Switch est le seul ensemble que JJ Levine présente comme étant totalement terminé. En celui-ci, ce sont deux couples, toujours hétéros, qui paradent dans leurs plus beaux atours, photo de dernière minute prise avant la sortie pour un quelconque bal (la si déterminante Prom Night dans l’imaginaire anglo-saxon?). Ces diptyques, apparemment innocents, ont ceci de particulier que l’homme dans l’un devient la femme dans l’autre et vice versa.
Il y a quelque chose de délicieusement pernicieux dans cette dernière partie. Jusque dans le titre si judicieusement choisi! Il fait également référence à deux soupçons contradictoires. D’une part, certains, réactionnaires un rien libidineux, aiment bien considérer ces identités sexuelles, hors norme, selon eux, comme des occasions de débauche, de changements de partenaires assez débridés. D’autre part, ce terme suggère aussi une sorte d’égalité entre les identités masculine et féminine, comme si ces désignations n’étaient pas des constituantes de l’identité personnelle aussi tranchées que l’on pourrait croire. Se manifeste ici une incitation à voir les choses autrement, instillée d’une manière franche et douce à la fois!

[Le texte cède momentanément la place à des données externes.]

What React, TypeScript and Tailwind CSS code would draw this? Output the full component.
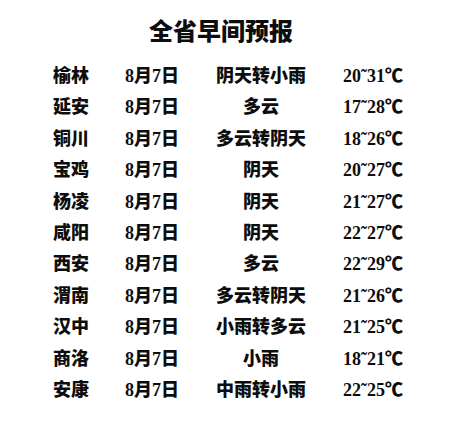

Il est vrai qu’une première image aurait pu choquer dans les Portraits Queer, série la plus frappante à mon avis. C’est celle de Harry enceint, partenaire de vie de JJ Levine portant leur enfant. Mais l’image s’insère allégrement dans le continuum formé par tout l’ensemble, auquel cette dernière œuvre contribue.
C’est plus qu’une série qui est constituée ici; c’est un hommage à l’humanité. Humanité aimante, aussi, j’ajouterais; car les enfants de ces couples ne sont jamais très loin. Ils reviennent parfois, comme dans le cas de l’enfant de JJ Levine et de sa.son partenaire, et nous sommes témoins, en quelque sorte, de sa croissance. Des petits vidéos Super8 et 16mm, du style de ceux que l’on prenait et visionnait dans les années 60 et 70, donnent un caractère des plus convivial à ce que l’on voit.
Voilà une exposition dont on aurait pu croire qu’elle serait controversée! Certes, il y a un rien de bravade dans la manière de traiter le sujet, mais elle est empreinte d’une évidente tendresse, tant l’on ressent, devant les images, tout le soin confortant que l’artiste a réussi à apporter à l’ensemble.
La seule norme qui est ici à l’oeuvre, c’est l’amour!